It’s Fringe season, y’all. You’ve spent months — or at least hours — writing and rehearsing your masterpiece. A dance interpretation of the House Hippo PSA told from the hippo’s perspective. A two hander that is definitely not a thinly veiled rehashing of your last break up. An immersive one man musical/storytelling hybrid about the joy of Canadian wheat production and also — somehow — your absentee father!
Now that you’ve put together your show, it’s time to guilt friends, family members, and co-workers into buying some tickets. How else will you convince that freelance blogger to write a 75-word blurb for your local alt-weekly (before the alt weekly guts all arts coverage in favour of exclusively publishing “news” about tech startups/condos for sale)? If you don’t pack that audience for opening night (which per the Fringe schedule technically occurs on a Thursday afternoon), how will you convince an artistic director that you’ve made the next Kim’s Convenience?
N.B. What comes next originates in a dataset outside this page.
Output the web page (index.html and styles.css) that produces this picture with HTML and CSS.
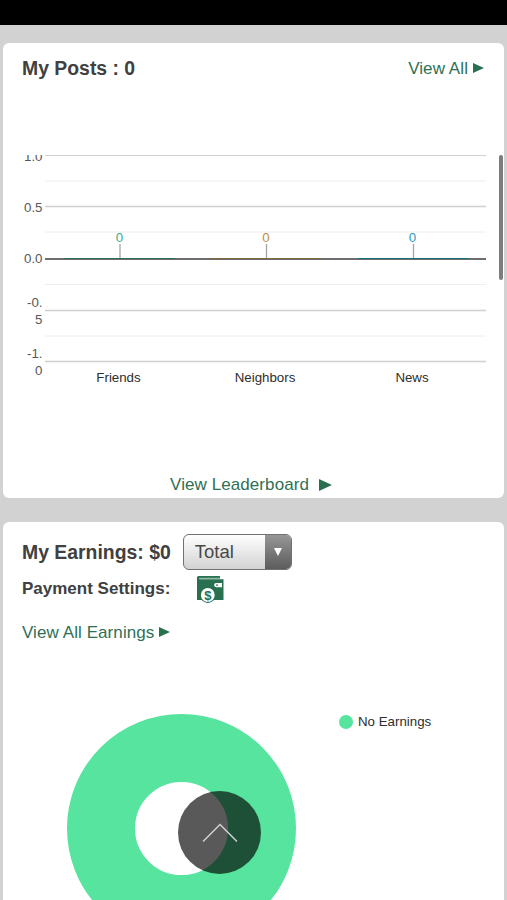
FILE: index.html
```html
<!DOCTYPE html>
<html lang="en">
<head>
  <meta charset="UTF-8" />
  <meta name="viewport" content="width=device-width, initial-scale=1" />
  <title>Dashboard</title>
  <link rel="stylesheet" href="styles.css">
</head>
<body>

  <div class="status-bar"></div>

  <div class="container">
    <div class="card posts">
      <div class="card-header">
        <h2 class="posts-title">My Posts : 0</h2>
        <a href="#" class="link view-all"><span>View All</span><i class="arrow"></i></a>
      </div>

      <div class="chart-scroll">
        <svg class="chart" width="501" height="240" viewBox="0 0 501 240">
          <g class="minor">
            <path d="M42 26H483M42 77H483M42 129.500H483M42 181H483" />
          </g>
          <g class="major">
            <path d="M42 .2H483M42 51.500H483M42 155.500H483M42 206.500H483" />
          </g>
          <path class="baseline" d="M42 104H483" />
          <path d="M61 103.500H172" stroke="#2c6e56" />
          <path d="M208 103.500H319" stroke="#80683a" />
          <path d="M355 103.500H466" stroke="#14727c" />
          <path class="tick" d="M117 89V103M263.500 89V103M410.500 89V103" />
          <g class="axis-y">
            <text x="39.500" y="5.500">1.0</text>
            <text x="39.500" y="56.500">0.5</text>
            <text x="39.500" y="108">0.0</text>
            <text x="39.500" y="151.500">-0.</text>
            <text x="39.500" y="168.500">5</text>
            <text x="39.500" y="203">-1.</text>
            <text x="39.500" y="220">0</text>
          </g>
          <g class="values">
            <text x="116.500" y="87" fill="#3fae88">0</text>
            <text x="263" y="87" fill="#c08f35">0</text>
            <text x="409.500" y="87" fill="#2f9bbb">0</text>
          </g>
          <g class="axis-x">
            <text x="115.500" y="227">Friends</text>
            <text x="262" y="227">Neighbors</text>
            <text x="409" y="227">News</text>
          </g>
        </svg>
        <div class="scroll-thumb"></div>
      </div>

      <a href="#" class="link leaderboard"><span>View Leaderboard</span><i class="arrow"></i></a>
    </div>

    <div class="card earnings">
      <div class="earnings-row">
        <h2 class="earnings-title">My Earnings: $0</h2>
        <button class="period"><span class="period-label">Total</span><span class="period-toggle"></span></button>
      </div>
      <div class="payment-row">
        <h3>Payment Settings:</h3>
        <svg class="wallet" width="28" height="29" viewBox="0 0 28 29">
          <path fill="#28704f" d="M2.500 1H24V3H3.500V4.200H27.500V25H1V2.500Q1 1 2.500 1Z" />
          <path fill="#8fb8a5" d="M3.500 2.700H24V3.900H3.500Z" />
          <path fill="#fff" d="M20.200 8H26V12.200H20.200A2.100 2.100 0 0 1 20.200 8Z" />
          <circle cx="21" cy="10.100" r=".9" fill="#28704f" />
          <circle cx="11.800" cy="20" r="7.900" fill="#28704f" />
          <circle cx="11.800" cy="20" r="6.900" fill="#fff" />
          <text x="11.800" y="24.600" class="wallet-sign">$</text>
        </svg>
      </div>
      <a href="#" class="link all-earnings"><span>View All Earnings</span><i class="arrow"></i></a>

      <div class="donut-row">
        <div class="donut"></div>
        <div class="legend"><i class="legend-dot"></i><span>No Earnings</span></div>
      </div>
    </div>
  </div>

  <button class="to-top" aria-label="Back to top">
    <svg width="36" height="20" viewBox="0 0 36 20">
      <path d="M1 18.500L18 1.500L35 18.500" fill="none" stroke="#d0d0d0" stroke-width="1.500" />
    </svg>
  </button>

</body>
</html>
```
FILE: styles.css
```css
* {
  box-sizing: border-box;
}

body {
  font-family: "Liberation Sans", Arial, sans-serif;
  margin: 0;
  height: 900px;
  overflow: hidden;
  background-color: #d2d2d2;
  color: #404040;
}

.status-bar {
  height: 25px;
  background-color: #000;
}

.container {
  padding: 18px 3px 0;
}

.card {
  background: white;
  border-radius: 6px;
  overflow: hidden;
}

h2, h3 {
  margin: 0;
  font-weight: bold;
  white-space: nowrap;
}

h2 {
  font-size: 19.4px;
  line-height: 24px;
}

.link {
  display: flex;
  align-items: center;
  color: #2f7055;
  font-size: 17px;
  letter-spacing: 0.08px;
  line-height: 20px;
  text-decoration: none;
  white-space: nowrap;
}

.arrow {
  border-left: 11px solid #28704f;
  border-top: 5.5px solid transparent;
  border-bottom: 5.5px solid transparent;
}

/* posts */
.posts {
  height: 454.5px;
  margin-bottom: 24.5px;
}

.card-header {
  display: flex;
  justify-content: space-between;
  align-items: center;
  padding: 13px 20px 0 19px;
}

.view-all {
  gap: 5px;
  padding-top: 1px;
}

.view-all .arrow,
.all-earnings .arrow {
  margin-top: -2px;
}

.chart-scroll {
  position: relative;
  margin-top: 75px;
  height: 240px;
}

.chart {
  display: block;
  overflow: hidden;
  font-size: 13.3px;
}

.minor {
  stroke: #eee;
}

.major {
  stroke: #d0d0d0;
  stroke-width: 1.5;
}

.baseline {
  stroke: #6e6e6e;
  stroke-width: 1.8;
}

.tick {
  stroke: #a5a5a5;
  stroke-width: 1.3;
}

.axis-y {
  fill: #585858;
  text-anchor: end;
}

.axis-x {
  fill: #2d2d2d;
  text-anchor: middle;
}

.values {
  text-anchor: middle;
}

.scroll-thumb {
  position: absolute;
  top: 0;
  right: 1px;
  width: 4px;
  height: 125px;
  border-radius: 2px;
  background: #7d7d7d;
}

.leaderboard {
  justify-content: center;
  gap: 10px;
  margin-top: 80px;
  padding-right: 5px;
}

.leaderboard .arrow {
  border-left-width: 13px;
  border-top-width: 6px;
  border-bottom-width: 6px;
}

/* earnings */
.earnings {
  height: 420px;
  padding: 12px 19px 0;
}

.earnings-row {
  display: flex;
  align-items: center;
  gap: 12px;
}

.period {
  display: flex;
  width: 109px;
  height: 36px;
  padding: 0;
  border: 1.5px solid #717171;
  border-radius: 6px;
  overflow: hidden;
  background: linear-gradient(#fff, #d2d2d2);
  font-family: inherit;
  font-size: 18.5px;
  color: #484848;
}

.period-label {
  flex: 1;
  padding-left: 11px;
  text-align: left;
  line-height: 34px;
}

.period-toggle {
  display: flex;
  align-items: center;
  justify-content: center;
  width: 26px;
  height: 100%;
  background: linear-gradient(#969696, #5c5c5c);
}

.period-toggle::before {
  content: "";
  border-top: 8px solid #fff;
  border-left: 4.5px solid transparent;
  border-right: 4.5px solid transparent;
}

.payment-row {
  display: flex;
  align-items: center;
  gap: 26px;
  margin-top: 5px;
}

h3 {
  font-size: 17px;
  line-height: 20px;
  margin-top: -1px;
}

.wallet-sign {
  font-size: 13px;
  font-weight: bold;
  text-anchor: middle;
  fill: #28704f;
}

.all-earnings {
  gap: 5px;
  margin-top: 19px;
}

.donut-row {
  display: flex;
  align-items: flex-start;
  margin-top: 71px;
  padding-left: 45px;
}

.donut {
  width: 229px;
  height: 229px;
  flex: none;
  border: 68px solid #56e49f;
  border-radius: 50%;
}

.legend {
  display: flex;
  align-items: center;
  gap: 5px;
  margin-left: 43px;
  font-size: 13.3px;
  line-height: 16px;
  color: #2d2d2d;
}

.legend-dot {
  width: 14px;
  height: 14px;
  border-radius: 50%;
  background: #56e49f;
}

.to-top {
  position: fixed;
  left: 178px;
  top: 791px;
  width: 83px;
  height: 83px;
  padding: 0;
  border: none;
  border-radius: 50%;
  background: rgba(0, 0, 0, 0.65);
  display: flex;
  align-items: center;
  justify-content: center;
}
```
1. Pretend it’s a date: Put those creepy DMs to work! Every time a rando responds to your Insta story with flame emojis, hit them with a ticket link. While this isn’t technically guilting someone into a ticket, your half thought out sketch show isn’t technically theatre, so who’s counting?
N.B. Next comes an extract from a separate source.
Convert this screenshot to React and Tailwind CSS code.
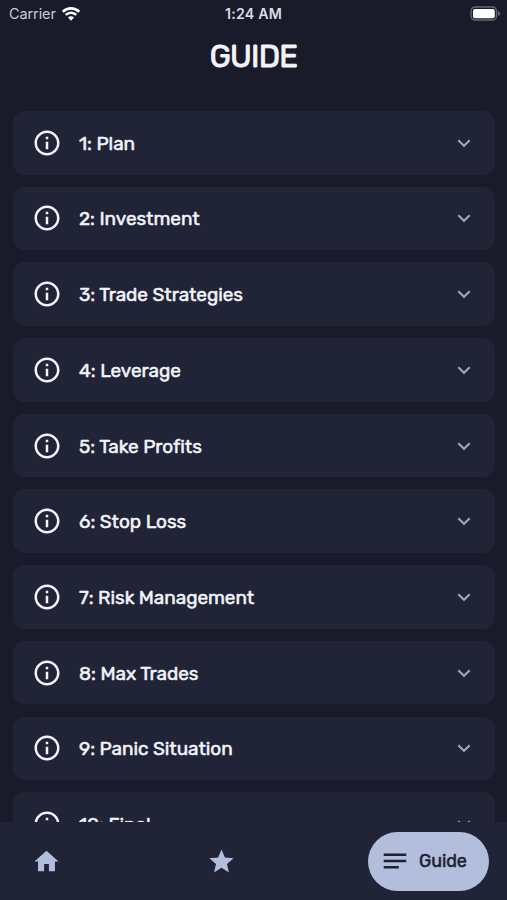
import React from "react";

const items = [
  "1: Plan",
  "2: Investment",
  "3: Trade Strategies",
  "4: Leverage",
  "5: Take Profits",
  "6: Stop Loss",
  "7: Risk Management",
  "8: Max Trades",
  "9: Panic Situation",
  "10: Final",
];

function Icon({ d, className }) {
  return (
    <svg viewBox="0 0 24 24" fill="currentColor" className={`shrink-0 ${className}`}>
      <path d={d} />
    </svg>
  );
}

const INFO =
  "M11 7h2v2h-2zm0 4h2v6h-2zm1-9C6.48 2 2 6.48 2 12s4.48 10 10 10 10-4.48 10-10S17.52 2 12 2zm0 18c-4.41 0-8-3.59-8-8s3.59-8 8-8 8 3.59 8 8-3.59 8-8 8z";
const HOME = "M10 20v-6h4v6h5v-8h3L12 3 2 12h3v8z";
const STAR =
  "M12 17.27L18.18 21l-1.64-7.03L22 9.24l-7.19-.61L12 2 9.19 8.63 2 9.24l5.46 4.73L5.82 21z";
const NOTES = "M3 18h12v-2H3v2zM3 6v2h18V6H3zm0 7h18v-2H3v2z";

function StatusBar() {
  return (
    <div className="grid h-[27px] shrink-0 grid-cols-3 items-center pl-[9px] pr-[6px] font-['Inter',sans-serif]">
      <div className="flex items-center gap-[6px] text-[14.5px] tracking-[-0.1px] text-[#c9cbd7]">
        <span>Carrier</span>
        <svg viewBox="0 0 18 14" className="h-[14px] w-[18px] text-white" fill="none" stroke="currentColor">
          <path d="M.8 4.7a11.7 11.7 0 0 1 16.4 0" strokeWidth="2.6" />
          <path d="M3.7 7.9a7.5 7.5 0 0 1 10.6 0" strokeWidth="2.4" />
          <path d="M9 13.8 6 10.6a4.2 4.2 0 0 1 6 0z" fill="currentColor" stroke="none" />
        </svg>
      </div>
      <div className="whitespace-nowrap pr-[3px] text-center text-[14.2px] font-semibold tracking-[0.2px] text-[#dcdde6]">1:24 AM</div>
      <svg viewBox="0 0 31 15" className="h-[15px] w-[31px] justify-self-end">
        <rect x="1" y="1" width="25.5" height="13" rx="4" fill="none" stroke="#696a76" strokeWidth="1.3" />
        <rect x="3" y="3" width="21.8" height="9.2" rx="2" fill="#fff" />
        <path d="M28 5v5q2.2-1 2.2-2.5T28 5z" fill="#696a76" />
      </svg>
    </div>
  );
}

function GuideRow({ label }) {
  return (
    <div className="flex h-[63.6px] shrink-0 items-center rounded-[12px] bg-[#202436] pl-[18.5px] pr-[22px]">
      <Icon d={INFO} className="size-[30px]" />
      <span className="ml-[17.5px] flex-1 whitespace-nowrap pt-[2px] text-[19px] font-normal leading-6 tracking-[-0.06px] [-webkit-text-stroke:0.5px_currentColor]">
        {label}
      </span>
      <svg viewBox="0 0 18 18" className="size-[18px]" fill="none" stroke="#a6a8bc" strokeWidth="2">
        <path d="M3.3 6.3 9 11.8l5.7-5.5" />
      </svg>
    </div>
  );
}

export default function App() {
  return (
    <div className="flex h-[900px] w-[507px] flex-col overflow-hidden bg-[#1a1b2a] font-['Rubik','Roboto',sans-serif] text-[#f3f4fb]">
      <StatusBar />
      <h1 className="flex h-[84px] shrink-0 items-start justify-center pt-[10px] text-[31px] font-normal leading-[40px] tracking-[-0.8px] [-webkit-text-stroke:0.9px_currentColor]">
        <span>GUIDE</span>
      </h1>
      <main className="flex min-h-0 flex-1 flex-col gap-[12.1px] overflow-hidden pl-[13px] pr-[12.5px]">
        {items.map((label) => (
          <GuideRow key={label} label={label} />
        ))}
      </main>
      <nav className="flex h-[78px] shrink-0 items-center bg-[#202436] pl-[32px] pr-[18px] text-[#b2bedb]">
        <Icon d={HOME} className="size-[29px]" />
        <Icon d={STAR} className="ml-[145.5px] size-[29px]" />
        <div className="ml-auto flex h-[59px] w-[121px] items-center rounded-full bg-[#b2bedb] pl-[12px] text-[#1c2033]">
          <Icon d={NOTES} className="size-[30px]" />
          <span className="ml-[9px] pt-px text-[18px] font-normal tracking-[-0.1px] [-webkit-text-stroke:0.5px_currentColor]">Guide</span>
        </div>
      </nav>
    </div>
  );
}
2. Get them involved: Do you need a three second voice over for your show? Corner Brendon in the break room and have him record it on your phone! If he’s “in the play” then he’ll have to come.
3. Bring up sad stuff that has happened in your life: Got a dead parent? Recently dumped? Have near crippling anxiety? Time to use it! Constantly mention how difficult things have felt and imply your emotional state is intrinsically tied to your Fringe show doing well. It’s a great strategy because technically it’s true.
4. Suggest it’s a team building exercise: If HR can make everyone go to an escape room, they can make them go to your stupid play.
5. Literally beg: Think you’re too good to beg? Not in Fringe season you’re not! You’ve somehow sunk three grand of your own cash into this play and if you don’t sell out nearly every show you’re never seeing that money again. Producing indie theatre is a worse investment than purchasing an NFT.
That’s all! Enjoy your Fringe! Remember theatre is a labor of love that just so happens to feel terrible most of the time.